Having considered fair valuation as a bane in most situations, India is possibly one of the few countries which allow asset revaluations which completely goes against the historical cost concept or prudence and is a way to fair valuation of assets provided the increase is of a permanent nature (which only restates balance sheets at replacement costs, a completely un-verifiable proposition). However, as this is an age-old practice we continue it.

While it is easy to point the faults inherent in fair value accounting, it is less easy to identify an alternative method which would better fulfil the features of relevance, reliability, comparability and understandability. Reference to historical prices would provide less comparable and much less relevant information given that the company itself views the underlyings at fair value (e.g., options). Illiquid financial instruments are a challenge, but even there the idea of reducing the scope of fair value has not resulted in credible options. An alternative is to ‘mark to model’. Models have been widely used and may aid transparency if backed by detailed disclosures about underlying instruments and mark to model assumptions.

Another issue debated is the relevance of fair valuation in the present markets. Should assets be marked down to reflect losses as these are not the values at which companies may sell ? My own argument is that if a company sold its assets at the balance-sheet date, fair value is what it would receive for the assets, regardless of whether such values are artificially low in current markets. Irrespective of the company’s intention to hold this until markets improve, the lack of liquidity in current markets can, and has, forced companies to sell assets at these ‘artificially’ low values.

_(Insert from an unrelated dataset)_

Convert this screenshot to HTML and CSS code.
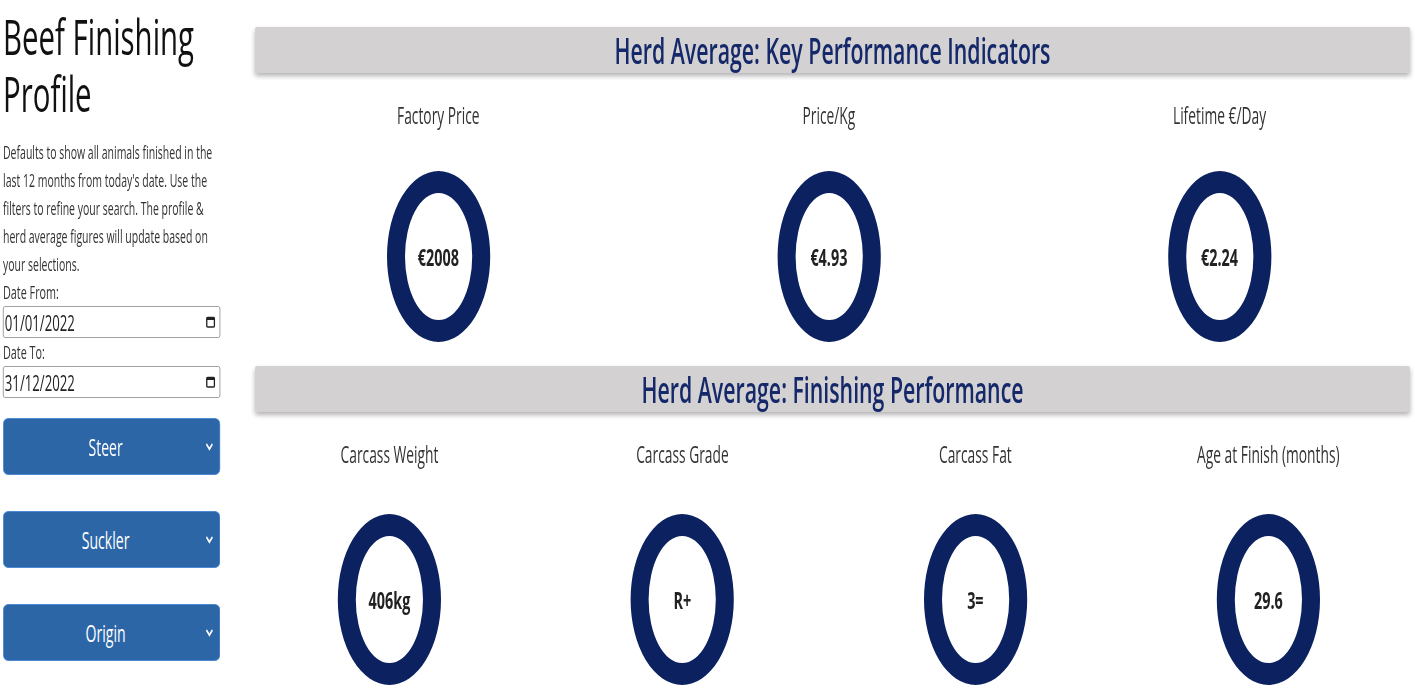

In the current market situation, any accounting which fails to highlight liquidity risk in the way that fair value accounting does, would fail to capture the risk appropriately. Fair value accounting reflects the reality that investors are faced with as far as trading assets are concerned.

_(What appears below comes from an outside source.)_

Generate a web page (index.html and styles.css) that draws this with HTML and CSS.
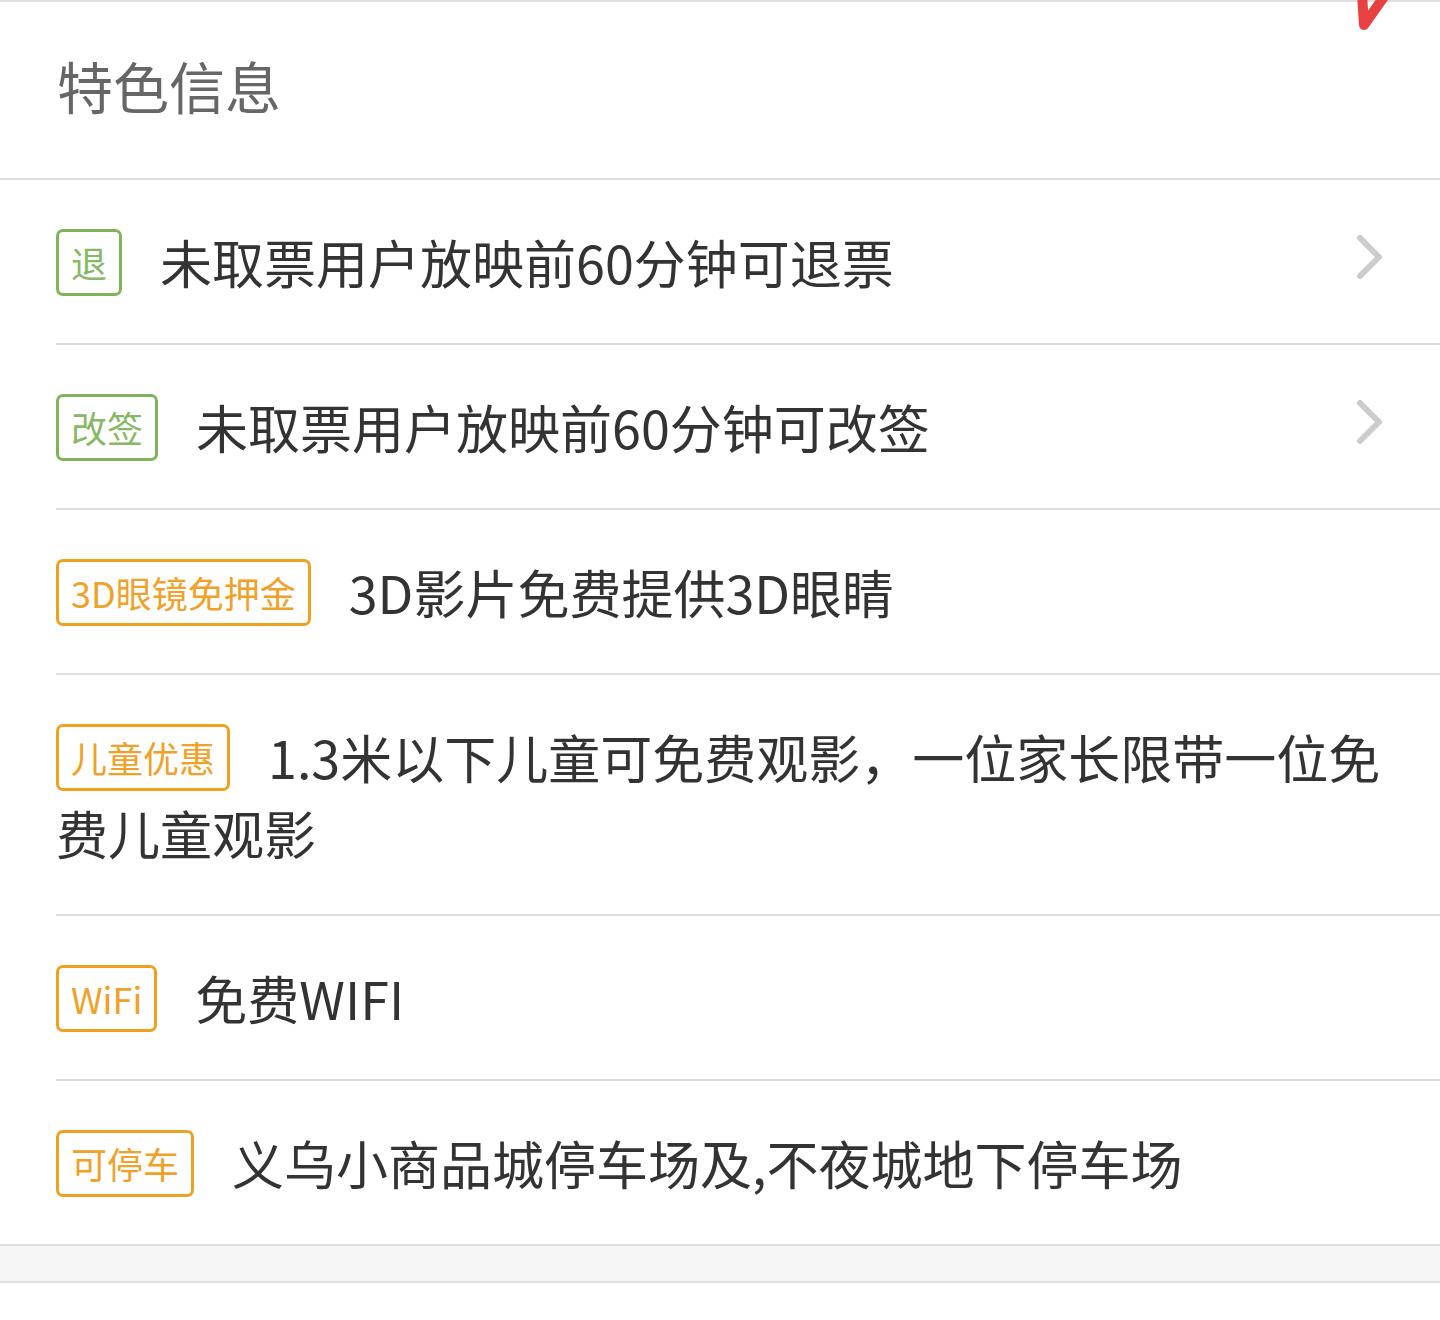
FILE: index.html
```html
<!doctype html>
<html>
  <head>
    <meta charset="UTF-8" />
    <link rel="stylesheet" href="styles.css">
  </head>
  <body>
    <div class="panel">
      <div class="title">特色信息</div>
      <div class="list">
        <div class="item">
          <div class="item-body"><span class="tag tag-green">退</span>未取票用户放映前60分钟可退票</div>
          <svg class="chevron" viewBox="0 0 30 50" width="30" height="50"><path d="M5 5 L24 24 L5 43" /></svg>
        </div>
        <div class="item">
          <div class="item-body"><span class="tag tag-green">改签</span>未取票用户放映前60分钟可改签</div>
          <svg class="chevron" viewBox="0 0 30 50" width="30" height="50"><path d="M5 5 L24 24 L5 43" /></svg>
        </div>
        <div class="item">
          <div class="item-body"><span class="tag tag-orange">3D眼镜免押金</span>3D影片免费提供3D眼睛</div>
        </div>
        <div class="item">
          <div class="item-body"><span class="tag tag-orange">儿童优惠</span>1.3米以下儿童可免费观影，一位家长限带一位免费儿童观影</div>
        </div>
        <div class="item">
          <div class="item-body"><span class="tag tag-orange">WiFi</span>免费WIFI</div>
        </div>
        <div class="item">
          <div class="item-body"><span class="tag tag-orange">可停车</span>义乌小商品城停车场及,不夜城地下停车场</div>
        </div>
      </div>
      <div class="gap"></div>
      <svg class="mark" viewBox="0 0 40 34" width="40" height="34"><path d="M8 -6 L10 25 L32 -6" /></svg>
    </div>
  </body>
</html>
```

FILE: styles.css
```css
html,
body {
  height: 100%;
}
body {
  background: white;
  color: #333;
  font-family: "Noto Sans CJK SC", "Noto Sans", sans-serif;
  margin: 0;
  overflow: hidden;
}
.panel {
  border-top: 2px solid #dedede;
  position: relative;
}
.title {
  align-items: center;
  border-bottom: 2px solid #dedede;
  box-sizing: border-box;
  color: #666;
  display: flex;
  font-size: 56px;
  height: 178px;
  padding: 0 0 12px 57px;
}
.list {
  border-bottom: 2px solid #dedede;
}
.item {
  align-items: center;
  border-bottom: 2px solid #dedede;
  display: flex;
  margin-left: 56px;
  padding: 44px 56px 43px 0;
}
.item:last-child {
  border-bottom: none;
}
.item-body {
  flex-grow: 1;
  font-size: 52px;
  line-height: 76px;
}
.tag {
  border: 3px solid;
  border-radius: 7px;
  display: inline-block;
  font-size: 36px;
  line-height: 61px;
  margin: 5px 38px 0 0;
  padding: 0 12px;
  vertical-align: top;
}
.tag-green {
  border-color: #7fb45a;
  color: #86b866;
}
.tag-orange {
  border-color: #f0a020;
  color: #f0a128;
}
.chevron {
  fill: none;
  margin-bottom: 8px;
  margin-right: -1px;
  stroke: #cccccc;
  stroke-linecap: round;
  stroke-linejoin: round;
  stroke-width: 6;
}
.gap {
  background: #f5f5f5;
  border-bottom: 2px solid #dedede;
  height: 35px;
}
.mark {
  fill: none;
  position: absolute;
  right: 46px;
  stroke: #e84141;
  stroke-linecap: round;
  stroke-linejoin: round;
  stroke-width: 10;
  top: -2px;
}
```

In the final analyses, fair value accounting as prescribed internationally and in AS-30 can best be described in the same breath as Churchill’s portrayal of democracy, "It’s the worst system with the exception of all others". Though there is a lot of judgment involved and there is enough potential to abuse it especially in an illiquid environment, there is a lack of any other credible alternative. Though there is a need to have a vigorous debate around fair value, the fact remains that as a profession we need to clearly understand the concept and see how we could challenge the interpretations taken by our industry and banking colleagues.